Work to complete: Print only the lines from the top of the data through the line with "string; rate: string;", both included, skipping every picture.

START

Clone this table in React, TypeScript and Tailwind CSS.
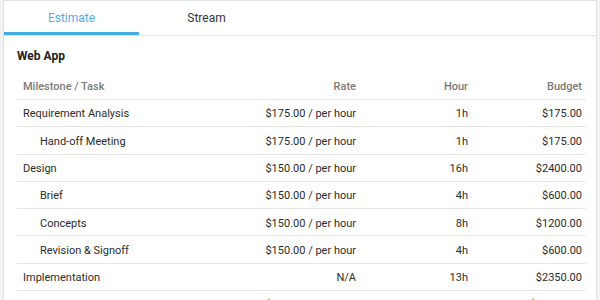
import React from "react";

type Row = { name: string; rate: string; hour: string; budget: string; sub?: boolean };

const rows: Row[] = [
  { name: "Requirement Analysis", rate: "$175.00 / per hour", hour: "1h", budget: "$175.00" },
  { name: "Hand-off Meeting", rate: "$175.00 / per hour", hour: "1h", budget: "$175.00", sub: true },
  { name: "Design", rate: "$150.00 / per hour", hour: "16h", budget: "$2400.00" },
  { name: "Brief", rate: "$150.00 / per hour", hour: "4h", budget: "$600.00", sub: true },
  { name: "Concepts", rate: "$150.00 / per hour", hour: "8h", budget: "$1200.00", sub: true },
  { name: "Revision & Signoff", rate: "$150.00 / per hour", hour: "4h", budget: "$600.00", sub: true },
  { name: "Implementation", rate: "N/A", hour: "13h", budget: "$2350.00" },
  { name: "Development", rate: "$150.00 / per hour", hour: "69h", budget: "$10350.00", sub: true },
];

export default function App() {
  return (
    <div
      className="w-[600px] h-[300px] overflow-hidden bg-[#f2f2f2] px-[3px]"
      style={{ fontFamily: "Roboto, 'Noto Sans', sans-serif" }}
    >
      <div className="bg-white border border-[#e3e3e3] flex h-[36px]">
        <div className="w-[135px] flex items-center justify-center text-[12px] text-[#52aee3] border-b-[3px] border-[#45abe3] pt-[3px]">
          Estimate
        </div>
        <div className="w-[135px] flex items-center justify-center text-[12px] text-[#333]">
          Stream
        </div>
      </div>
      <div className="bg-white border-x border-[#e3e3e3] pl-[13px] pr-[10px] h-[400px]">
        <div className="pt-[11px] h-[36px] text-[12px] font-bold text-[#222]">Web App</div>
        <div className="h-[27px] mt-[1px] pt-[2px] flex items-center text-[11px] font-medium text-[#7a7a7a] border-b border-[#e6e6e6]">
          <div className="flex-1 pl-[6px]">Milestone / Task</div>
          <div className="w-[200px] text-right">Rate</div>
          <div className="w-[112px] text-right">Hour</div>
          <div className="w-[118px] text-right pr-[4px]">Budget</div>
        </div>
        {rows.map((r, i) => (
          <div
            key={i}
            className="h-[27.3px] pt-[3px] flex items-center text-[11px] text-[#2b2b2b] border-b border-[#e6e6e6]"
          >
            <div className={r.sub ? "flex-1 pl-[23px]" : "flex-1 pl-[6px]"}>{r.name}</div>
            <div className="w-[200px] text-right">{r.rate}</div>
            <div className="w-[112px] text-right">{r.hour}</div>
            <div className="w-[118px] text-right pr-[4px]">{r.budget}</div>
          </div>
        ))}
      </div>
    </div>
  );
}
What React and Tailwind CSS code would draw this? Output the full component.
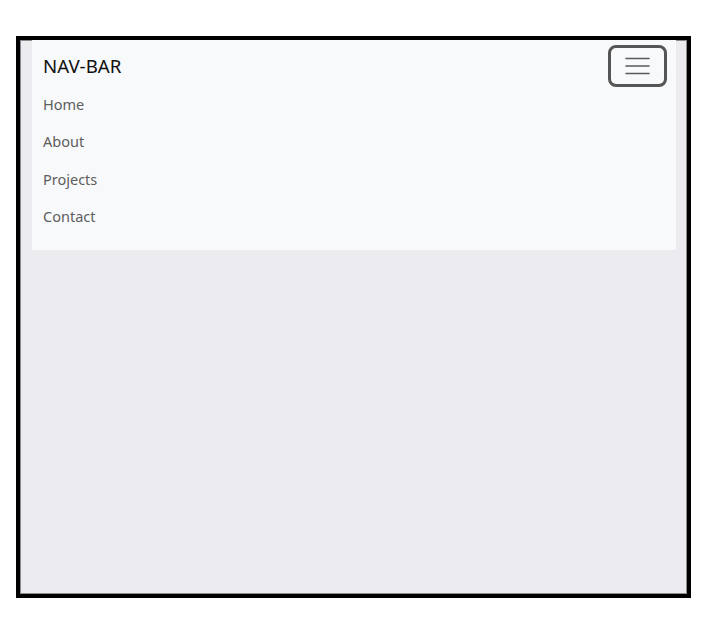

END

Right answer:
Clone this table in React, TypeScript and Tailwind CSS.
import React from "react";

type Row = { name: string; rate: string; hour: string; budget: string; sub?: boolean };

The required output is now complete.